Capital St. Mary's City (1632–95)
Annapolis (from 1695)
Languages English, Susquehannock, Nanticoke, Piscataway
Government Constitutional monarchy
Royally Chartered Proprietor
 •  1632–1675 Lord Baltimore, 2nd
 •  1751–1776 Lord Baltimore, 6th
Proprietary Governor
 •  1634–1647 Leonard Calvert
 •  1769–1776 Robert Eden
Legislature Maryland General Assembly
History
 •  Charter granted 1632
 •  Independence July 4, 1776
Currency Pound sterling
Succeeded by
Maryland
Today part of  Maryland

 Washington, D.C.

The Province of Maryland was an English and later British colony in North America that existed from 1632[1] until 1776, when it joined the other twelve of the Thirteen Colonies in rebellion against Great Britain and became the U.S. state of Maryland. Its first settlement and capital was St. Mary's City, in the southern end of St. Mary's County, which is a peninsula in the Chesapeake Bay and is also bordered by four tidal rivers.

The province began as a proprietary colony of the English Lord Baltimore, who wished to create a haven for English Catholics in the new world at the time of the European wars of religion. Although Maryland was an early pioneer of religious toleration in the English colonies, religious strife among Anglicans, Puritans, Catholics, and Quakers was common in the early years, and Puritan rebels briefly seized control of the province. In 1689, the year following the Glorious Revolution, John Coode led a rebellion that removed Lord Baltimore from power in Maryland. Power in the colony was restored to the Baltimore family in 1715 when Charles Calvert, 5th Baron Baltimore, insisted in public that he was a Protestant.

Despite early competition with the colony of Virginia to its south, and the Dutch colony of New Netherland to its north, the Province of Maryland developed along very similar lines to Virginia. Its early settlements and populations centers tended to cluster around the rivers and other waterways that empty into the Chesapeake Bay and, like Virginia, Maryland's economy quickly became centered on the cultivation of tobacco, for sale in Europe. The need for cheap labor, and later with the mixed farming economy that developed when tobacco prices collapsed, led to a rapid expansion of indentured servitude and, later, forcible immigration and enslavement of Africans.

The Province of Maryland was an active participant in the events leading up to the American Revolution, and echoed events in New England by establishing committees of correspondence and hosting its own tea party similar to the one that took place in Boston (The Boston tea party). By 1776 the old order had been overthrown, as Maryland citizens signed the Declaration of Independence, forcing the end of British colonial rule.

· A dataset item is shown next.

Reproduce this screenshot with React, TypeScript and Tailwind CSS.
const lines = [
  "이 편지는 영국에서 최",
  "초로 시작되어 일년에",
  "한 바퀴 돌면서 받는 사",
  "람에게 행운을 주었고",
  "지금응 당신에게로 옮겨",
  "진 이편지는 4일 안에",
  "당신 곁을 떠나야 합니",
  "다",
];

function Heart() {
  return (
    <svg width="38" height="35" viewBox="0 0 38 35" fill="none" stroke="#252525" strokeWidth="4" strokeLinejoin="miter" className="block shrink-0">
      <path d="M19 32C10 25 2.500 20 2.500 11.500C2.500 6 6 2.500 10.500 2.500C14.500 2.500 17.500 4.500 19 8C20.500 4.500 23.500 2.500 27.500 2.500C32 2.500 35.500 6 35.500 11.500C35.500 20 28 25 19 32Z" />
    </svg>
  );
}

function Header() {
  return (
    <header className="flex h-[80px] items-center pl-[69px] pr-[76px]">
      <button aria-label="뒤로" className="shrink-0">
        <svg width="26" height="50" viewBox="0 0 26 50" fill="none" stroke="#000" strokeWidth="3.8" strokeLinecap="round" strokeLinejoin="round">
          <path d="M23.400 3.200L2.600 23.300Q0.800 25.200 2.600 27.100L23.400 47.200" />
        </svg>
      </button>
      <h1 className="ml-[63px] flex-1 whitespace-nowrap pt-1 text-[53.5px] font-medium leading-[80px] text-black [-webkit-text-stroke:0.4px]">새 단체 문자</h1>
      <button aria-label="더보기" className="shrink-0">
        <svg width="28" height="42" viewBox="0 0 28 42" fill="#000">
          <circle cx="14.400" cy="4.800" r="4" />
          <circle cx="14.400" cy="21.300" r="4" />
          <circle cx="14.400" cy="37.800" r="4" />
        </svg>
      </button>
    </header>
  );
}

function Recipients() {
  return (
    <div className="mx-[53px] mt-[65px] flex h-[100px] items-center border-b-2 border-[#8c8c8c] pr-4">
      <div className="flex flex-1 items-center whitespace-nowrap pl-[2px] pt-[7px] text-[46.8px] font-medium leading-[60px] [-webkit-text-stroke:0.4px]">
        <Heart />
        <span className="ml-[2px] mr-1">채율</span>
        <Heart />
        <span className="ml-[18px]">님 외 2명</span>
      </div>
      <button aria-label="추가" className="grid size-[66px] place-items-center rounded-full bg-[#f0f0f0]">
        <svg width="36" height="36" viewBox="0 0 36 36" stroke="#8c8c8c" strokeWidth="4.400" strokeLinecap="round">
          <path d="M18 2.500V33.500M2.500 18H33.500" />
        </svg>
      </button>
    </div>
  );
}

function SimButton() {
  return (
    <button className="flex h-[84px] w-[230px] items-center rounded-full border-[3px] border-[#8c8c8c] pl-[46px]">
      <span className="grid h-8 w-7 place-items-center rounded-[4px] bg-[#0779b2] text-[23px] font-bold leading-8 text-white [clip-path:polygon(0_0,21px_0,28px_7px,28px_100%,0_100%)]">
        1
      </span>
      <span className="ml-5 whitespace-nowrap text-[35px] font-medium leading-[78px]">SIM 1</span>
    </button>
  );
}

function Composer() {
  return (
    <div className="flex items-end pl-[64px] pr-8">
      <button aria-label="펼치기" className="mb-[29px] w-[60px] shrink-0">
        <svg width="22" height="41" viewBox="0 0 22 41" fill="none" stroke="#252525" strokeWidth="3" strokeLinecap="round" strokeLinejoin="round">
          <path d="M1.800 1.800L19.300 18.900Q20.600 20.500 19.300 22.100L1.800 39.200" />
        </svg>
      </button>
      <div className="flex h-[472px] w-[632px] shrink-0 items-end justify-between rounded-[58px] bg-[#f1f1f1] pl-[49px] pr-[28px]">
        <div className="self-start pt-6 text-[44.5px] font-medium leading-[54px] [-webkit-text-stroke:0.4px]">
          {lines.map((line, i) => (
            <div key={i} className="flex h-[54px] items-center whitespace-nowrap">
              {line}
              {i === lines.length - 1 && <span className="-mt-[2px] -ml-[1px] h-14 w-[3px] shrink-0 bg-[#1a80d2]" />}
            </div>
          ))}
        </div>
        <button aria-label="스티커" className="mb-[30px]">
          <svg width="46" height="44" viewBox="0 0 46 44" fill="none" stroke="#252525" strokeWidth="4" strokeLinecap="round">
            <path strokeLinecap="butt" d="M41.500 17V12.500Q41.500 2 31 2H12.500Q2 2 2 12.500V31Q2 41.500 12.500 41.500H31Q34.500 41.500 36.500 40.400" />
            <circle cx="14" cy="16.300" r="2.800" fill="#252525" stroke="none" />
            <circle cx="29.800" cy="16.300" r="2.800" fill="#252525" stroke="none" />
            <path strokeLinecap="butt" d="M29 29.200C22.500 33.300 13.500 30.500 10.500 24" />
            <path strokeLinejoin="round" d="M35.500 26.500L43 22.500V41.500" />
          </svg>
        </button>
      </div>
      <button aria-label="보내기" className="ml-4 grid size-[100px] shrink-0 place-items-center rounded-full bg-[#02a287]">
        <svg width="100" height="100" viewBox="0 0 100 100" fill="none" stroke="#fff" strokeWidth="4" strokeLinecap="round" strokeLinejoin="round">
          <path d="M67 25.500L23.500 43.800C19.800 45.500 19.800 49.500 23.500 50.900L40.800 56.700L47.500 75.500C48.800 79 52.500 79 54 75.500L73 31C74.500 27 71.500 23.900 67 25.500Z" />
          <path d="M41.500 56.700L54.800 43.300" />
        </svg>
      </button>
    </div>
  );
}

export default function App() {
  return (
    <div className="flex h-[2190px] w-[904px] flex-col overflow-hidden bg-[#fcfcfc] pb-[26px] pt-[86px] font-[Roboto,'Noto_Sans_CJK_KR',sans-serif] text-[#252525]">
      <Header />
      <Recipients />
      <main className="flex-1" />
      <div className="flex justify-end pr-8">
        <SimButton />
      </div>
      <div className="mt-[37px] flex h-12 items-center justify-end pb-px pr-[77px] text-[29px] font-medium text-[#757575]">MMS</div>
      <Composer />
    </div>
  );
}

Origins in the 17th Century

Founding charter

Henrietta Maria, the French Princess who gave her name to the young colony of "Maryland"

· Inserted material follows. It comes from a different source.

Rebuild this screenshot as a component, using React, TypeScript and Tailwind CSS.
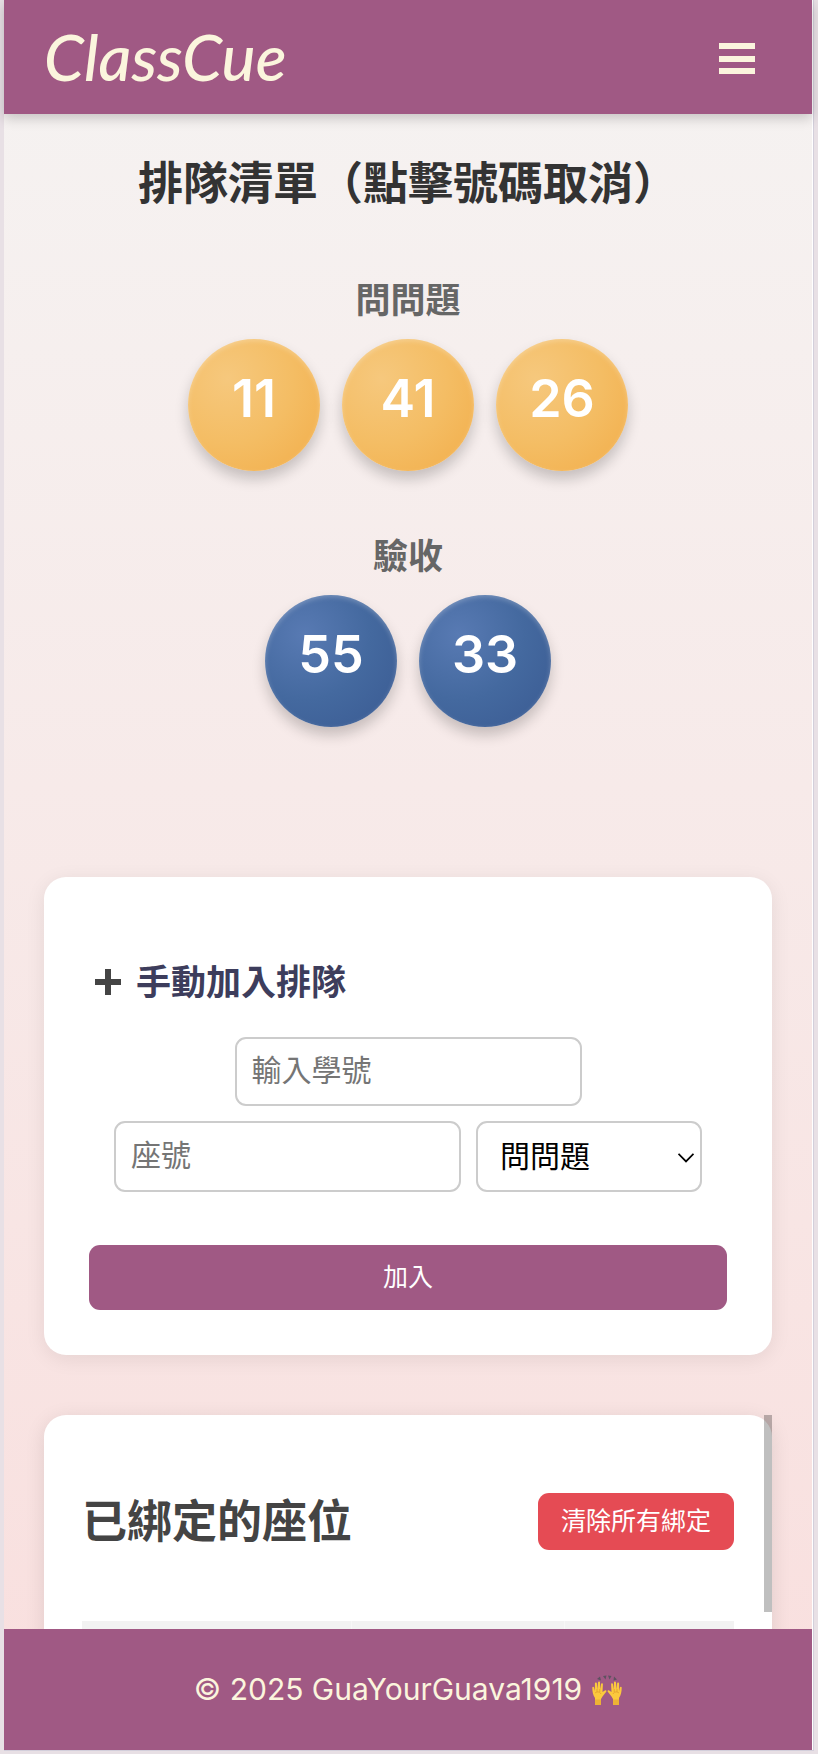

On June 20, 1632 Charles I of England granted the original charter for Maryland, a proprietary colony of about twelve million acres (49,000 km²), to Cecil Calvert, 2nd Baron Baltimore. Some historians view this grant as a form of compensation for Calvert's father's having been stripped of his title of Secretary of State upon announcing his Roman Catholicism in 1625. The charter had originally been granted to Calvert's father, George Calvert, 1st Baron Baltimore, but the 1st Baron Baltimore died before it could be executed, so it was granted to his son instead.[2]

Whatever the reason for granting the colony specifically to Baltimore, however, the King had practical reasons to create a colony north of the Potomac in 1632. The colony of New Netherland begun by England's great imperial rival in this era, the United Provinces specifically claimed the Delaware River valley and was vague about its border with Virginia. Charles rejected all the Dutch claims on the Atlantic seaboard, but was anxious to bolster English claims by formally occupying the territory.

The new colony was named after the devoutly Catholic Henrietta Maria, the Queen Consort.[3] The Lords Baltimore were the only Catholics in the history of the British Empire (or indeed members of the Irish House of Lords) to have been granted a proprietary colony.[citation needed]

Colonial Maryland was considerably larger than the present-day state of Maryland. The original charter granted the Calverts an imprecisely defined territory north of Virginia and south of the 40th parallel, comprising perhaps as much as 12 million acres (49,000 km²).[4] In the 1760s Maryland lost the northernmost slice of its original territory to Pennsylvania. For 80 years the powerful Penn and Calvert families had feuded over overlapping Royal grants. Surveyors Charles Mason and Jeremiah Dixon mapped the Maryland-Pennsylvania border in 1767, setting out the Mason–Dixon line.[5]

Early settlement

1975 reconstruction of Maryland Dove at St. Mary's City
Catholic church at St Mary's City

In Maryland, Baltimore sought to create a haven for English Catholics and to demonstrate that Catholics and Protestants could live together peacefully, even issuing the Act Concerning Religion in matters of religion. Cecil Calvert was himself a convert to Catholicism, a considerable political setback for a nobleman in 17th century England, where Roman Catholics could easily be considered enemies of the crown and potential traitors to their country. Like other aristocratic proprietors, he also hoped to turn a profit on the new colony.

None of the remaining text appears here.